9/11 commission members want recommendations kept intact

At Senate hearing, managers of U.S. intelligence agencies urge caution in making reforms.

Two senior members of the 9/11 commission on Tuesday urged members of Congress to keep their recommendations intact while reorganizing the U.S. intelligence community, contending that doing anything less might make the country worse off.

President Bush on Monday endorsed two of the commission's key recommendations: creating a new national intelligence director and a national counterterrorism center. Bush did not, however, say that the director would have authority over the estimated $40 billion spent each year on intelligence, or the power to hire and fire key personnel within the 15 intelligence agencies.

"Creating a national intelligence director that just superimposes a chief above the other chiefs without taking on the fundamental management issues we identify is a step that could be worse than useless," Philip Zelikow, the 9/11 commission's executive director, told the Senate Governmental Affairs Committee.

Bush also does not support placing the new director within the executive office of the president, as the commission recommends.

Zelikow said, however, that he viewed Bush's comments as the beginning of a process to make reforms.

"We prefer to think of what they did as a constructive beginning in a situation where they haven't really made up their own minds what they want to do," Zelikow said. "To be fair to them, they've had this now for about 10 days. Everybody agrees this needs to be handled thoughtfully … We would rather encourage them to sit down and focus on the details and see where we go from there."

Christopher Kojm, the 9/11 panel's deputy executive director, said Bush's support for the commission's two main recommendations represents "fundamental breakthroughs."

"I think we heard ice breaking yesterday," he told the committee. "But even though the ice broke, there's still a lot of water that you have to paddle, and it's pretty dangerous to get across."

Sen. Arlen Specter, R-Pa., said he believes the intelligence director would need budget and personnel authority in order to be effective.

"If you don't have the budget authority, how can you set priorities?" Specter asked. "If you don't have the authority to pick the people, isn't the national director just a shell game in a shell operation?"

A panel of managers from U.S. intelligence agencies also testified Tuesday before the committee during a separate session. They expressed differing opinions on several of the commission's recommendations, but generally urged Congress and the Bush administration to be cautious about making reforms.

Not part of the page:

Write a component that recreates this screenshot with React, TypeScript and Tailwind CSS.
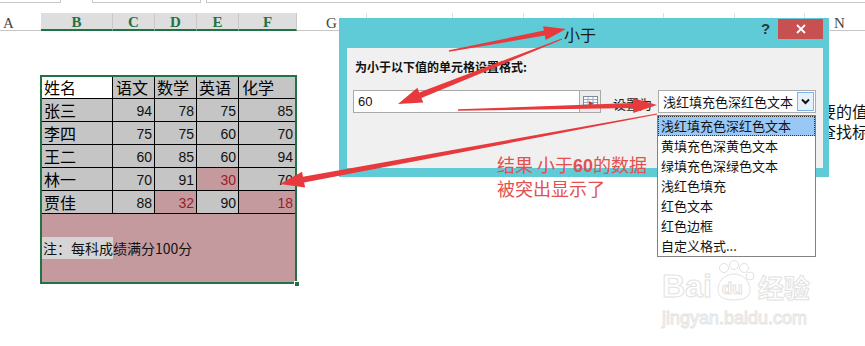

John Brennan, director of the Terrorist Threat Integration Center, and Philip Mudd, deputy director of the CIA's counterterrorist center, said they do not believe the recommendations can be implemented as they are.

Brennan said, "The commission got it right at the 100,000-foot level," but did not provide enough details about how the intelligence community should be reorganized and managed.

"I don't think we would do a service to this nation if we took these as they're stated and ran with them with haste," Brennan said. "I have tremendous respect for what the commission has done and the scholarship shown in the report … but moving precipitously does not take into account the tremendous interconnectedness that is the result of legacy practices and procedures and statutes of the past years."

"What I don't want to do is to move and to have a dropped piece of information because, in fact, we went through rapid change very quickly," he added. "Quite honestly, the 9/11 commission report [does not] provide the detailed type of engineering blueprint that we need in order to undergo that transformation."

Zelikow later defended the recommendations. "Look, it's hard," he said. "If they have a better solution that they would like to propose, if they have a chart of their own-even at the 100,000-foot level-we'd welcome examining constructive alternatives."

Brennan also disagreed with a statement made last week by Thomas Kean, chairman of the 9/11 commission. During a congressional hearing, Kean said, "The present system is unacceptable and doesn't work."

"The system today works better than it ever has before," Brennan asserted. "The bumper sticker comment that we're not sharing information doesn't take into account the complexity of the issue."